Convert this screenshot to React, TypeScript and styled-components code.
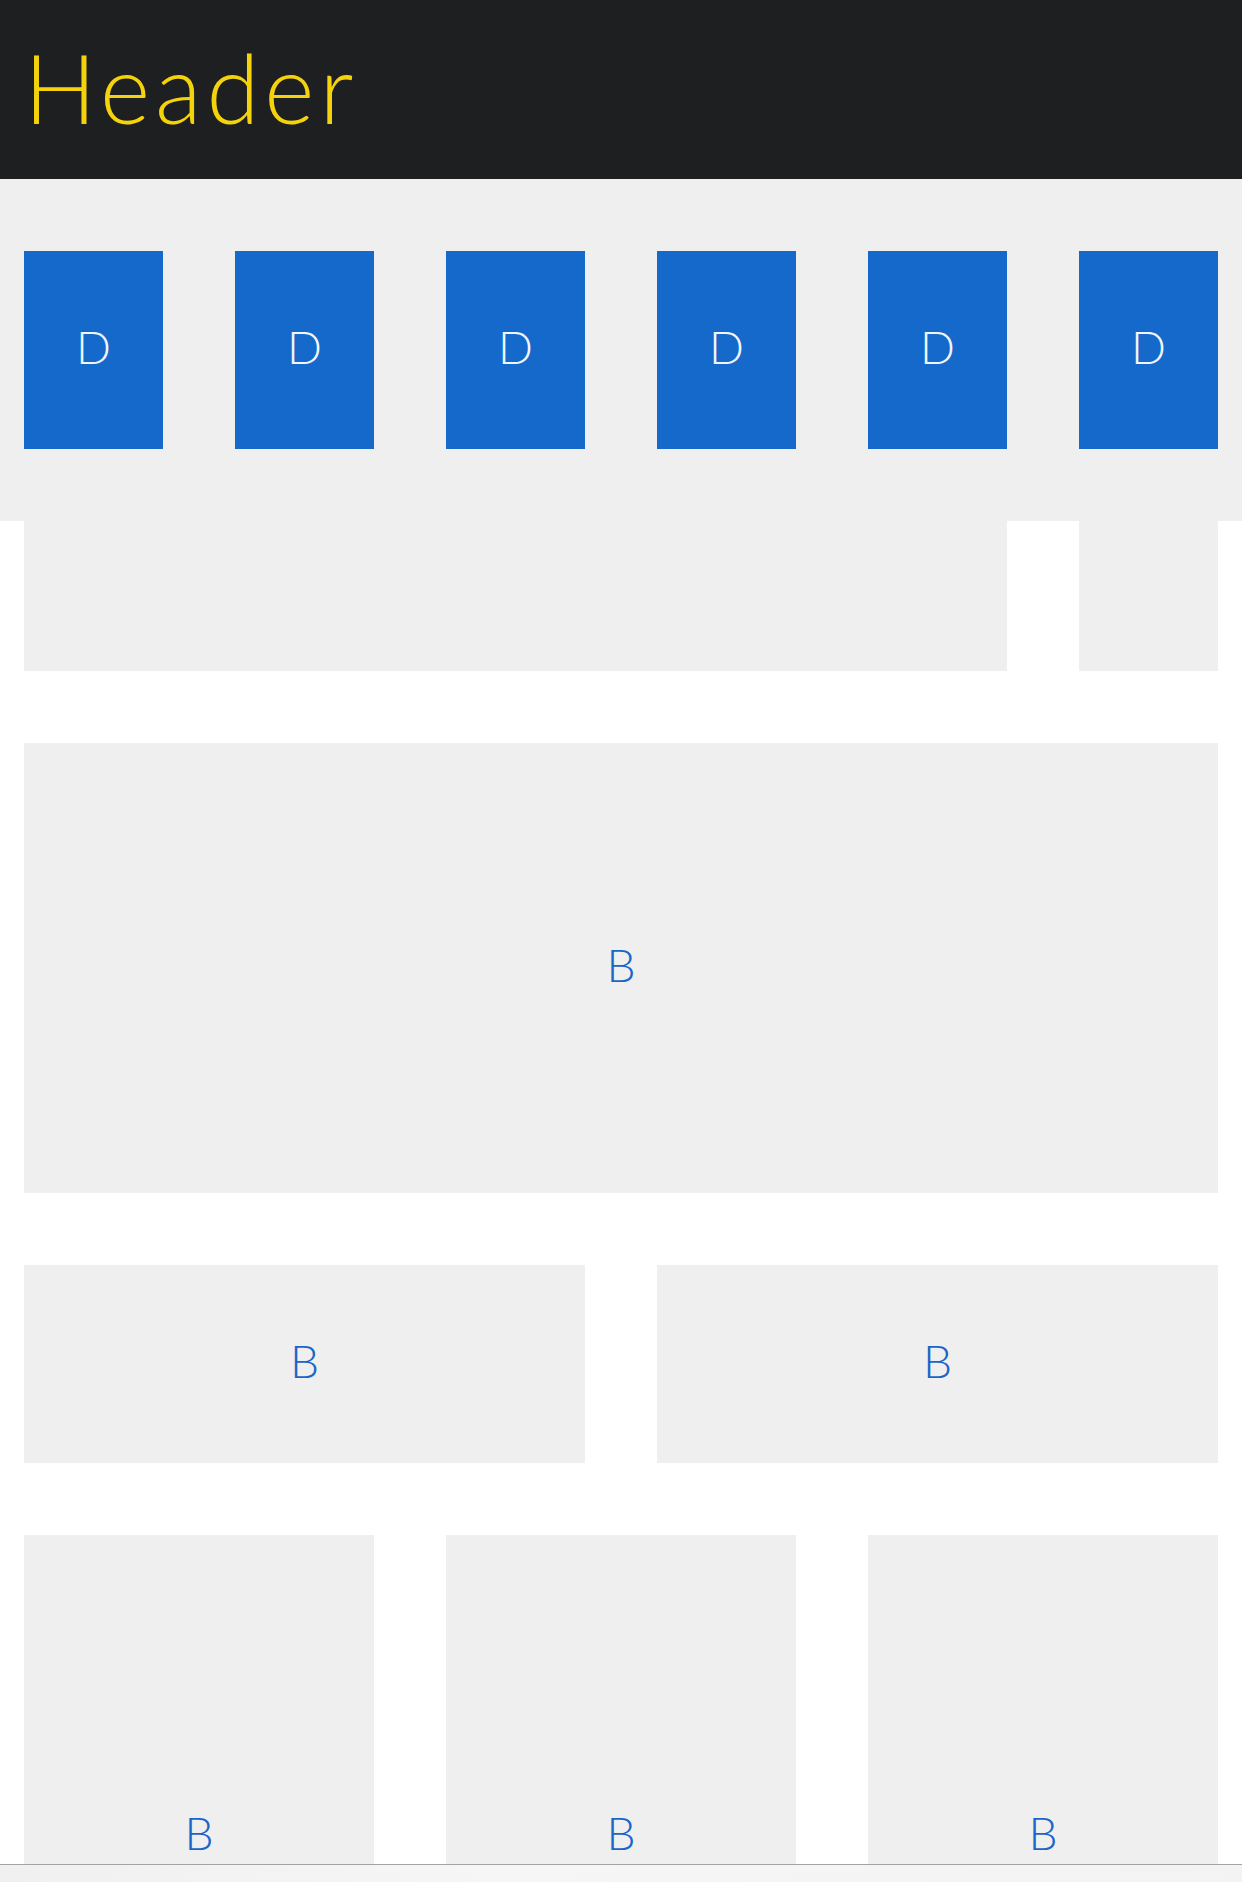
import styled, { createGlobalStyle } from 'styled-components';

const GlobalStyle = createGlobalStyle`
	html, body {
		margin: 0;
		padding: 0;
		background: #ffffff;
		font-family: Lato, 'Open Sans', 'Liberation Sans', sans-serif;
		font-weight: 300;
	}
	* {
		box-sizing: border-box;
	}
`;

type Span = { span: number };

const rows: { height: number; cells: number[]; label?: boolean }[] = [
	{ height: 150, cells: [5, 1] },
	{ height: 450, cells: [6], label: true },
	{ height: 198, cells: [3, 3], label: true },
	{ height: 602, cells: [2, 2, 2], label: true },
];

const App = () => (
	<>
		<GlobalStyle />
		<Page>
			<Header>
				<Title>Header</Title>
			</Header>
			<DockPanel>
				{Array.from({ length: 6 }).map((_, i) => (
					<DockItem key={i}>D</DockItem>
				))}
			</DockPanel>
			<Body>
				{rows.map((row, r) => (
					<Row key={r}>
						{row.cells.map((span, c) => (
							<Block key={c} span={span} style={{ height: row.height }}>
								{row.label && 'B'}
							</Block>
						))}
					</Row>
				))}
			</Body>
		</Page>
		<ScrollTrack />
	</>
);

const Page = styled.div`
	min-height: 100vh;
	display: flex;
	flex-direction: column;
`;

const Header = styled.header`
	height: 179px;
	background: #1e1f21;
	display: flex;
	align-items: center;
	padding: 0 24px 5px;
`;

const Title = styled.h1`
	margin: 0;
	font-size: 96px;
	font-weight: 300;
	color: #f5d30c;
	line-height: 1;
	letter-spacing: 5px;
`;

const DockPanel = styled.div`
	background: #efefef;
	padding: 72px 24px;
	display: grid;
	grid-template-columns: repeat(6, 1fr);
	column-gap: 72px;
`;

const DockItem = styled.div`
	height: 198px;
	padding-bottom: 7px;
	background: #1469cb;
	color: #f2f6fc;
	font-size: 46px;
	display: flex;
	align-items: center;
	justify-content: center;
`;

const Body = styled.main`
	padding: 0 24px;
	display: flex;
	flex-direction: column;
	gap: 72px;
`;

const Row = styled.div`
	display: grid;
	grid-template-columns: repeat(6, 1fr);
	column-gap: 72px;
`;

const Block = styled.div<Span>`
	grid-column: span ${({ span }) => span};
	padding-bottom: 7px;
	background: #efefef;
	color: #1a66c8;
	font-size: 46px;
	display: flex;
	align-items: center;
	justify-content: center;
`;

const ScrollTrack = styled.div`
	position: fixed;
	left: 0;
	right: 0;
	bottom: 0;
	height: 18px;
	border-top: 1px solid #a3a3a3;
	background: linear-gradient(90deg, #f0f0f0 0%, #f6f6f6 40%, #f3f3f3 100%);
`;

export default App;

[WHAT TO DO] Return all lines containing the word "styled".

[WRITTEN ANSWER]
Convert this screenshot to React, TypeScript and styled-components code.
import styled, { createGlobalStyle } from 'styled-components';
const Page = styled.div`
const Header = styled.header`
const Title = styled.h1`
const DockPanel = styled.div`
const DockItem = styled.div`
const Body = styled.main`
const Row = styled.div`
const Block = styled.div<Span>`
const ScrollTrack = styled.div`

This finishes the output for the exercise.